D’autres, comme Michael Phelps - qui n’a gagné qu’un titre mondial en petit bassin, contre 26 en grand bassin - ont fait le choix assumé de ne participer globalement qu’aux compétitions de grand bassin. Derrière ces choix de calendrier, une stratégie bien peaufinée.
Le petit bassin, tremplin vers le grand?
Mehdy Metella est cette semaine en Chine, et ce n’est pas seulement pour remplir son devoir de leader de l’équipe de France. Cela s’inscrit dans une stratégie au long terme. “Ces championnats du monde sont un moyen de se mettre derrière un plot et d’associer à l’idée de faire une course une émotion, un sentiment. C’est ça qu’on essaye de construire en vue des Jeux? De trouver le bon état d’esprit face à une concurrence” explique Julien Jacquier, son entraîneur, à l’Equipe.

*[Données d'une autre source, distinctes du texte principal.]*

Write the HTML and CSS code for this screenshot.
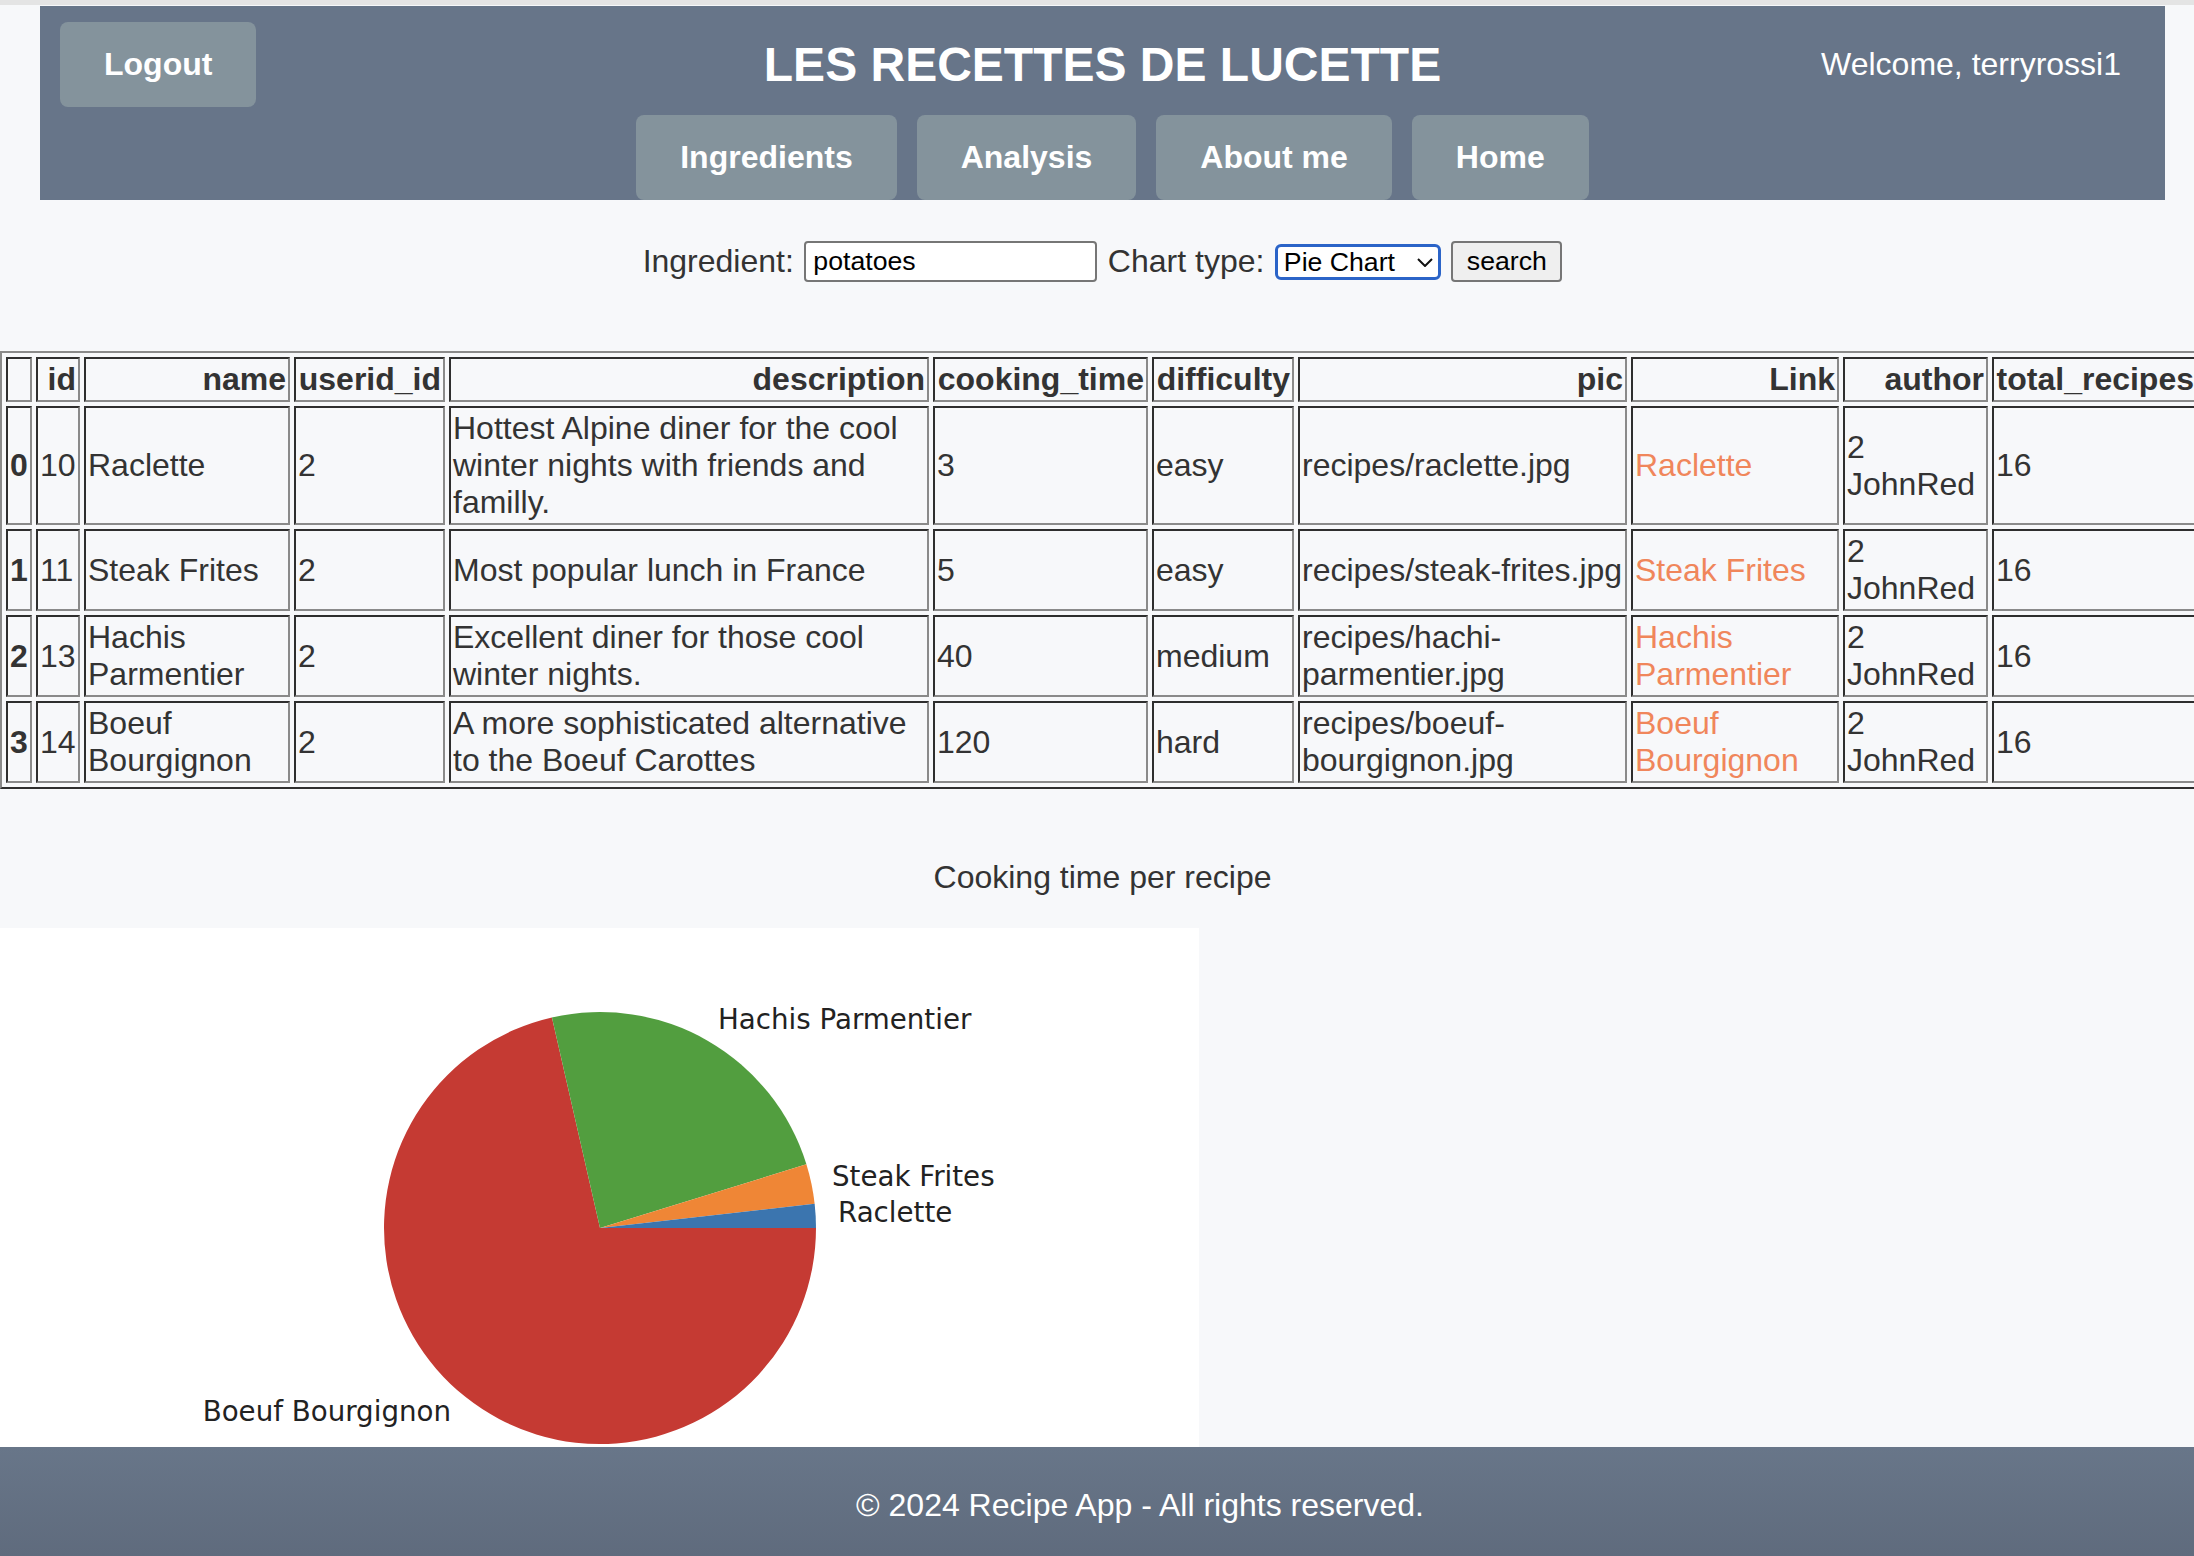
FILE: index.html
```html
<!DOCTYPE html>
<html lang="fr">
<head>
<meta charset="utf-8">
<title>Les Recettes de Lucette</title>
<link rel="stylesheet" href="styles.css">
</head>
<body>
<div class="topline"></div>
<header class="site-header">
  <div class="header-row">
    <div class="header-left"><a class="btn" href="#">Logout</a></div>
    <h1 class="site-title">LES RECETTES DE LUCETTE</h1>
    <div class="header-right"><span class="welcome">Welcome, terryrossi1</span></div>
  </div>
  <nav class="main-nav">
    <a class="btn" href="#">Ingredients</a>
    <a class="btn" href="#">Analysis</a>
    <a class="btn" href="#">About me</a>
    <a class="btn" href="#">Home</a>
  </nav>
</header>

<form class="search-form">
  <label class="form-label" for="ing">Ingredient:</label>
  <input class="text-input" id="ing" type="text" value="potatoes">
  <label class="form-label" for="ct">Chart type:</label>
  <span class="select-wrap">
    <select class="chart-select" id="ct"><option>Pie Chart</option><option>Bar Chart</option><option>Line Chart</option></select>
    <svg class="chev" viewBox="0 0 16 9" width="16" height="9"><path d="M1 1 L8 8 L15 1" fill="none" stroke="#111" stroke-width="2"/></svg>
  </span>
  <button class="search-btn" type="button">search</button>
</form>

<div class="table-wrap">
<table class="dataframe">
  <thead>
    <tr class="head-row">
      <th class="c-idx"></th>
      <th class="c-id">id</th>
      <th class="c-name">name</th>
      <th class="c-uid">userid_id</th>
      <th class="c-desc">description</th>
      <th class="c-time">cooking_time</th>
      <th class="c-diff">difficulty</th>
      <th class="c-pic">pic</th>
      <th class="c-link">Link</th>
      <th class="c-author">author</th>
      <th class="c-total">total_recipes</th>
    </tr>
  </thead>
  <tbody>
    <tr>
      <th>0</th><td>10</td><td>Raclette</td><td>2</td>
      <td>Hottest Alpine diner for the cool winter nights with friends and familly.</td>
      <td>3</td><td>easy</td><td>recipes/raclette.jpg</td>
      <td><a href="#">Raclette</a></td><td>2 JohnRed</td><td>16</td>
    </tr>
    <tr>
      <th>1</th><td>11</td><td>Steak Frites</td><td>2</td>
      <td>Most popular lunch in France</td>
      <td>5</td><td>easy</td><td>recipes/steak-frites.jpg</td>
      <td><a href="#">Steak Frites</a></td><td>2 JohnRed</td><td>16</td>
    </tr>
    <tr>
      <th>2</th><td>13</td><td>Hachis Parmentier</td><td>2</td>
      <td>Excellent diner for those cool winter nights.</td>
      <td>40</td><td>medium</td><td>recipes/hachi-parmentier.jpg</td>
      <td><a href="#">Hachis Parmentier</a></td><td>2 JohnRed</td><td>16</td>
    </tr>
    <tr>
      <th>3</th><td>14</td><td>Boeuf Bourgignon</td><td>2</td>
      <td>A more sophisticated alternative to the Boeuf Carottes</td>
      <td>120</td><td>hard</td><td>recipes/boeuf-bourgignon.jpg</td>
      <td><a href="#">Boeuf Bourgignon</a></td><td>2 JohnRed</td><td>16</td>
    </tr>
  </tbody>
</table>
</div>

<p class="chart-title">Cooking time per recipe</p>
<div class="chart">
  <svg class="chart-svg" width="1199" height="519" viewBox="0 0 1199 519">
    <path d="M600,300 L551.94,89.41 A216,216 0 1 0 816,300 Z" fill="#c53a33"/>
    <path d="M600,300 L806.40,236.33 A216,216 0 0 0 551.94,89.41 Z" fill="#529e3f"/>
    <path d="M600,300 L814.64,275.82 A216,216 0 0 0 806.40,236.33 Z" fill="#ef8636"/>
    <path d="M600,300 L816,300 A216,216 0 0 0 814.64,275.82 Z" fill="#3b75af"/>
    <text class="pie-label" x="718" y="91">Hachis Parmentier</text>
    <text class="pie-label" x="832" y="248">Steak Frites</text>
    <text class="pie-label" x="838" y="284">Raclette</text>
    <text class="pie-label end" x="451" y="483">Boeuf Bourgignon</text>
  </svg>
</div>

<footer class="site-footer">
  <p class="footer-text">© 2024 Recipe App - All rights reserved.</p>
</footer>
</body>
</html>
```

FILE: styles.css
```css
* { box-sizing: border-box; }

html, body {
  margin: 0;
  padding: 0;
}

body {
  background: #f7f8fa;
  font-family: "Liberation Sans", Arial, Helvetica, sans-serif;
  color: #333;
  overflow: hidden;
}

.topline {
  height: 5px;
  background: #e4e4e4;
}

/* ---------- header ---------- */
.site-header {
  margin: 1px 29px 0 40px;
  background: #677589;
  padding: 16px 20px 0;
}

.header-row {
  display: grid;
  grid-template-columns: 1fr auto 1fr;
  align-items: center;
}

.btn {
  display: inline-block;
  background: #84939c;
  color: #fff;
  font-weight: bold;
  font-size: 32px;
  line-height: 37px;
  padding: 24px 44px;
  border-radius: 8px;
  text-decoration: none;
}

.site-title {
  margin: 0;
  font-size: 48px;
  line-height: 55px;
  font-weight: bold;
  color: #fff;
}

.header-right {
  justify-self: end;
  padding-right: 24px;
}

.welcome {
  font-size: 32px;
  line-height: 37px;
  color: #fff;
}

.main-nav {
  margin-top: 8px;
  display: flex;
  justify-content: center;
}

.main-nav .btn {
  margin-left: 20px;
}

/* ---------- search form ---------- */
.search-form {
  margin: 41px 29px 0 40px;
  display: flex;
  justify-content: center;
  align-items: center;
  gap: 10.5px;
}

.form-label {
  font-size: 32px;
  line-height: 37px;
  color: #333;
}

.text-input {
  width: 293px;
  height: 41px;
  border: 2px solid #767676;
  border-radius: 4px;
  background: #fff;
  color: #000;
  font-family: "Liberation Sans", Arial, sans-serif;
  font-size: 26.67px;
  padding: 0 7px;
  outline: none;
}

.select-wrap {
  position: relative;
  display: inline-block;
  width: 166px;
  height: 36px;
}

.chart-select {
  appearance: none;
  -webkit-appearance: none;
  width: 100%;
  height: 100%;
  border: 3px solid #2b64c8;
  border-radius: 6px;
  background: #fff;
  color: #000;
  font-family: "Liberation Sans", Arial, sans-serif;
  font-size: 26.67px;
  padding: 0 0 0 6px;
  outline: none;
}

.chev {
  position: absolute;
  left: 142px;
  top: 14px;
  pointer-events: none;
}

.search-btn {
  width: 111px;
  height: 41px;
  background: #efefef;
  border: 2px solid #767676;
  border-radius: 4px;
  color: #000;
  font-family: "Liberation Sans", Arial, sans-serif;
  font-size: 26.67px;
  padding: 0;
}

/* ---------- table ---------- */
.table-wrap {
  margin-top: 69px;
  overflow: hidden;
}

.dataframe {
  table-layout: fixed;
  width: 2204px;
  border-collapse: separate;
  border-spacing: 4px;
  border: 2px solid;
  border-color: #8a8a8a #2e2e2e #2e2e2e #8a8a8a;
  font-size: 32px;
  line-height: 37px;
  color: #333;
}

.dataframe th,
.dataframe td {
  border: 2px solid;
  border-color: #2e2e2e #8a8a8a #8a8a8a #2e2e2e;
  padding: 2px;
  vertical-align: middle;
}

.dataframe td {
  text-align: left;
  font-weight: normal;
}

.head-row th {
  text-align: right;
  font-weight: bold;
}

.dataframe tbody th {
  font-weight: bold;
  text-align: left;
}

.dataframe a {
  color: #f0865b;
  text-decoration: none;
}

.c-idx { width: 26px; }
.c-id { width: 44px; }
.c-name { width: 206px; }
.c-uid { width: 151px; }
.c-desc { width: 480px; }
.c-time { width: 215px; }
.c-diff { width: 142px; }
.c-pic { width: 329px; }
.c-link { width: 208px; }
.c-author { width: 145px; }
.c-total { width: 206px; }

/* ---------- chart ---------- */
.chart-title {
  margin: 70px 29px 32px 40px;
  text-align: center;
  font-size: 32px;
  line-height: 37px;
  color: #333;
}

.chart {
  width: 1199px;
  height: 519px;
  background: #fff;
}

.chart-svg {
  display: block;
}

.pie-label {
  font-family: "DejaVu Sans", sans-serif;
  font-size: 27.7px;
  fill: #222;
  dominant-baseline: central;
}

.pie-label.end {
  text-anchor: end;
}

/* ---------- footer ---------- */
.site-footer {
  height: 109px;
  background: linear-gradient(#687689, #5f6b7d);
  padding: 40px 0 0 86px;
  text-align: center;
}

.footer-text {
  margin: 0;
  font-size: 32px;
  line-height: 37px;
  color: #fff;
}
```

A l’inverse, si Charlotte Bonnet et Jérémy Stravius ont choisi de zapper le rendez-vous chinois, c’est pour mieux se préparer en vue des mondiaux en grand bassin de 2019. Deux stratégies différentes, deux calendriers diamétralement opposés. “Chaque nageur fait son choix, nous n’obligeons personne à participer à ces mondiaux. Et clairement, le fait qu’ils se tiennent un peu plus de six mois avant les prochains mondiaux grand bassin change la donne” Le problème, c'est que c'est le cas à chaque édition, puisque les mondiaux sont organisés tous les deux ans alternativement : les années paires pour le petit bassin, impaires pour le grand bassin. "La différence par rapport à 2016, affirme Richard Martinez, c'est qu'une bonne partie de la délégation française des Jeux voulaient terminer leur carrière cette année-là. Et donc participer à une dernière compétition, aux mondiaux petit bassin" Certains s’en servent donc pour clore une belle année, ou rehausser une saison en demi-teinte. D’autres pour se mesurer aux concurrents, pour enchaîner les compétitions ou pour faire fructifier la forme d'une vie (comme Florent Manaudou quand il est venu battre le record du monde du 50m en 2014). Sans parler de ceux qui font l’impasse, pour mieux cibler les prochains mondiaux ou Jeux Olympiques. Dans tous les cas, les compétitions de petit bassin peinent à constituer, auprès des champions, un vrai rendez-vous incontournable.